▶

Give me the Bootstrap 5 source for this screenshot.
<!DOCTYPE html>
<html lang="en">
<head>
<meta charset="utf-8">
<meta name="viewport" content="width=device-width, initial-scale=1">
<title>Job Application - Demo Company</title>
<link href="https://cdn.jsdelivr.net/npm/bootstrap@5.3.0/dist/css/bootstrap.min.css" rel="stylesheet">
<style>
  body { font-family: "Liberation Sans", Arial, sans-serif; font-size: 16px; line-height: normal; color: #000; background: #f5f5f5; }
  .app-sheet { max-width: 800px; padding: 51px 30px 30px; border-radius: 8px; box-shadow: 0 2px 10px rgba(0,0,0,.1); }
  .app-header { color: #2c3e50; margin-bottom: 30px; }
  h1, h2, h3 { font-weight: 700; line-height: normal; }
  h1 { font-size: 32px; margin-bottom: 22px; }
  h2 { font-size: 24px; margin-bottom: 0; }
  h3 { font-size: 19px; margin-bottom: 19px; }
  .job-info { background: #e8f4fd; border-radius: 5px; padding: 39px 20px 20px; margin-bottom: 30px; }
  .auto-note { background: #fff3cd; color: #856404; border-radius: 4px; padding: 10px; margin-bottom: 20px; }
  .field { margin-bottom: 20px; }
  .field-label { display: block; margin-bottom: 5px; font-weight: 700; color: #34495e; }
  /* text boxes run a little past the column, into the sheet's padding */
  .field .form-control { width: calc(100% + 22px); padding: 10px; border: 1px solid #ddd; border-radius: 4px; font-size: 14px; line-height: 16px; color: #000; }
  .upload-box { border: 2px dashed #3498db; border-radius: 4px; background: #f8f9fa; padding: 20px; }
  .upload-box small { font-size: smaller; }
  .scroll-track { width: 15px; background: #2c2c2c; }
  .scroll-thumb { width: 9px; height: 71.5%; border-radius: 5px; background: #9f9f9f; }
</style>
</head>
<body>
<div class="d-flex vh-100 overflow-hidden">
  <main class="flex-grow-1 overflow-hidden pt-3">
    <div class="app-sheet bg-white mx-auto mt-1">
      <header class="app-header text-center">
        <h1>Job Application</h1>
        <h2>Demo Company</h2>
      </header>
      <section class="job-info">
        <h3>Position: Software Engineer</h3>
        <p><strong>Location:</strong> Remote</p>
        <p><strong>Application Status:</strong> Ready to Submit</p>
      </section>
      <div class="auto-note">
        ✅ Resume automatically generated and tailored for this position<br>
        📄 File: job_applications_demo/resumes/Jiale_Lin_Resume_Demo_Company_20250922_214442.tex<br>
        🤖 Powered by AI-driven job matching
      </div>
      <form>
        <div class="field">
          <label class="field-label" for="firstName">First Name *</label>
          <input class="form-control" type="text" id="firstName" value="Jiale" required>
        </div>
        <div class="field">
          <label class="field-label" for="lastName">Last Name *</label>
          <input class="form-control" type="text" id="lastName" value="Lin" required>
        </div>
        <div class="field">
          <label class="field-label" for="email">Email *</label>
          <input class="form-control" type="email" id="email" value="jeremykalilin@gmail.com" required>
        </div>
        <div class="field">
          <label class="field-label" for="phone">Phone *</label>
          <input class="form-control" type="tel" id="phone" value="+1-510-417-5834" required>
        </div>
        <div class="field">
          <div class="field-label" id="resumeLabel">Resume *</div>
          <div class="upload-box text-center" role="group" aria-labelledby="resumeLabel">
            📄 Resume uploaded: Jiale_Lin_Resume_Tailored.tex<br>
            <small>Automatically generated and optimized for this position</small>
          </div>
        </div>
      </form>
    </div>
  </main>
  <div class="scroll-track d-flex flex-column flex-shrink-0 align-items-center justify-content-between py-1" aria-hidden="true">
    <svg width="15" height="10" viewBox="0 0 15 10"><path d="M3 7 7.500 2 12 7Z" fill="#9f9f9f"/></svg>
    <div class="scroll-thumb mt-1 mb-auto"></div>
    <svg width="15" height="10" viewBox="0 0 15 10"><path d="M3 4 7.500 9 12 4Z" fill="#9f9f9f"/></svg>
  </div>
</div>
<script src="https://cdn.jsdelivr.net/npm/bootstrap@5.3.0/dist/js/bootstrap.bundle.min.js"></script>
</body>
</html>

◀
▶

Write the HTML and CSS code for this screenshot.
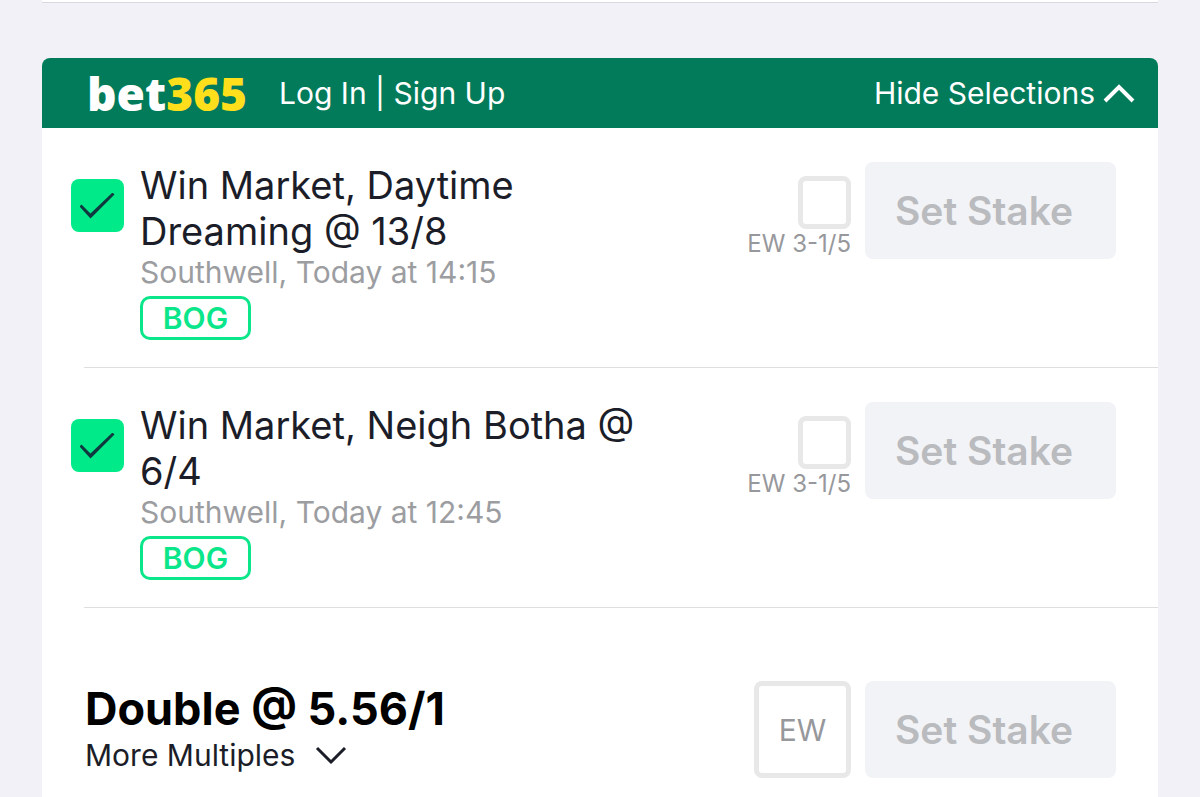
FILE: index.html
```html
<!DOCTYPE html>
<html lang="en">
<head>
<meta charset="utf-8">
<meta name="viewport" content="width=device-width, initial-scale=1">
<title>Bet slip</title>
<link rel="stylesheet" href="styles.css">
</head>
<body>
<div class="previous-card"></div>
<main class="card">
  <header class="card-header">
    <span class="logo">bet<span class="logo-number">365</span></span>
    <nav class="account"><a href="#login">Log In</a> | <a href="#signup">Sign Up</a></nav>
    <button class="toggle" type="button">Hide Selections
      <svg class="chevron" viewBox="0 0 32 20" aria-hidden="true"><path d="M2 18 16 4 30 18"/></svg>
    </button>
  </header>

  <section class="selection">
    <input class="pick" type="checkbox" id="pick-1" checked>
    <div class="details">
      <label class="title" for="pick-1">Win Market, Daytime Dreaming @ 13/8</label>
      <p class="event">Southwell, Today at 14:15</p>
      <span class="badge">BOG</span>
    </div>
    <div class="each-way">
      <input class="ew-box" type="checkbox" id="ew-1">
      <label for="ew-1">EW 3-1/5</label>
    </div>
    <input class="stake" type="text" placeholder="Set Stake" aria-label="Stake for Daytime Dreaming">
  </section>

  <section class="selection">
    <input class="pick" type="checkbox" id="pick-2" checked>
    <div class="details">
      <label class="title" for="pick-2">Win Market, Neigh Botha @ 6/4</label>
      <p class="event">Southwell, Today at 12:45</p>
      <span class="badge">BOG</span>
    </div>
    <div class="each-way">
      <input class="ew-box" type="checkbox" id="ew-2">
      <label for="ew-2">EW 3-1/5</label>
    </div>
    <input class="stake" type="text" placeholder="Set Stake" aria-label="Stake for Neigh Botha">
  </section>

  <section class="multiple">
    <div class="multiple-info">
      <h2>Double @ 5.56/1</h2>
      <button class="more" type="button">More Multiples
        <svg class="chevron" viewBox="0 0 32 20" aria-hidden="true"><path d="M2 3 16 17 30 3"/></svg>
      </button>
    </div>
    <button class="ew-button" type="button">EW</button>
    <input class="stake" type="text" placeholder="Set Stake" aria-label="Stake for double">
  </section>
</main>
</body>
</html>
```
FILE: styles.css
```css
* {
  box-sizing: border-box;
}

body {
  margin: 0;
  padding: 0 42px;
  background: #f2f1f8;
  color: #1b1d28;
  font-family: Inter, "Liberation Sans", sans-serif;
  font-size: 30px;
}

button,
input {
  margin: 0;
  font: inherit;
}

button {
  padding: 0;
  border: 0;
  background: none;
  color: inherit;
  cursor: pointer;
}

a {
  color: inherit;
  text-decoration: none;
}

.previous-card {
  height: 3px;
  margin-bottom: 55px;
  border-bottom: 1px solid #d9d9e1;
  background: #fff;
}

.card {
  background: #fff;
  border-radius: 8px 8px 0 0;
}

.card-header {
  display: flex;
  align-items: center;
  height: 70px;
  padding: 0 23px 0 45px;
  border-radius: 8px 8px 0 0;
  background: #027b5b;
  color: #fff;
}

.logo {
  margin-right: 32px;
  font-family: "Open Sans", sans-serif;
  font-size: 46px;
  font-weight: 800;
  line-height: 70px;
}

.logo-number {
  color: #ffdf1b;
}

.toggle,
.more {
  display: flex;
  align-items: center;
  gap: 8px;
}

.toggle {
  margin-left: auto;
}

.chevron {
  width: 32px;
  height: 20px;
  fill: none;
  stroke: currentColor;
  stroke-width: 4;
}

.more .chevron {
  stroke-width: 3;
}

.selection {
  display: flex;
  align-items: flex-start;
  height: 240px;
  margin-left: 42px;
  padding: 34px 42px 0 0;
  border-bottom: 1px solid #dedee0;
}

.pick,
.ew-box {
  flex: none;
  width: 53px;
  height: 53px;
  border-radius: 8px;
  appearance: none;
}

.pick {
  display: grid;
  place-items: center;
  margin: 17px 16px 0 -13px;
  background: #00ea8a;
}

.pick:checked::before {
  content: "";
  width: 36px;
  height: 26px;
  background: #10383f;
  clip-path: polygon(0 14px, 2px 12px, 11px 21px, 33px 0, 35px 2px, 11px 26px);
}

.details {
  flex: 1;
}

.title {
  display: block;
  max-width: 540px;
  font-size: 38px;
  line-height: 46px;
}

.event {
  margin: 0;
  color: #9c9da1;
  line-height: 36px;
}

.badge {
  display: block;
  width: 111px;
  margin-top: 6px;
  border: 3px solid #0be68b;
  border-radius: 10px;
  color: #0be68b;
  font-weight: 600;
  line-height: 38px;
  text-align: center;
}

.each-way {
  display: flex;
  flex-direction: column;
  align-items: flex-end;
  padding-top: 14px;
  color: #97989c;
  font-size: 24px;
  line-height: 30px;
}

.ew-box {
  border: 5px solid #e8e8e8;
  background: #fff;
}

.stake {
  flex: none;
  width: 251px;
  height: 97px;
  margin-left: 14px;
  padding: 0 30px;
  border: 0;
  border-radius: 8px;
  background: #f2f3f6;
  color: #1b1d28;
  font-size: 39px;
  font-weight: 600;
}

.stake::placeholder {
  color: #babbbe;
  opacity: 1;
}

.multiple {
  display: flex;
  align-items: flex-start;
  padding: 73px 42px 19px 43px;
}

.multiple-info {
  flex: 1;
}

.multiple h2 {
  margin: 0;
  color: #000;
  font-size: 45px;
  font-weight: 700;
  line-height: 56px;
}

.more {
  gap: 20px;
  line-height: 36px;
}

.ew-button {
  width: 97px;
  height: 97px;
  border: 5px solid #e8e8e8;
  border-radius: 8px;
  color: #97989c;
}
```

◀

TO BE DONE: From the entries above, list each line with "screenshot" in it.

TASK RESPONSE:
Give me the Bootstrap 5 source for this screenshot.
Write the HTML and CSS code for this screenshot.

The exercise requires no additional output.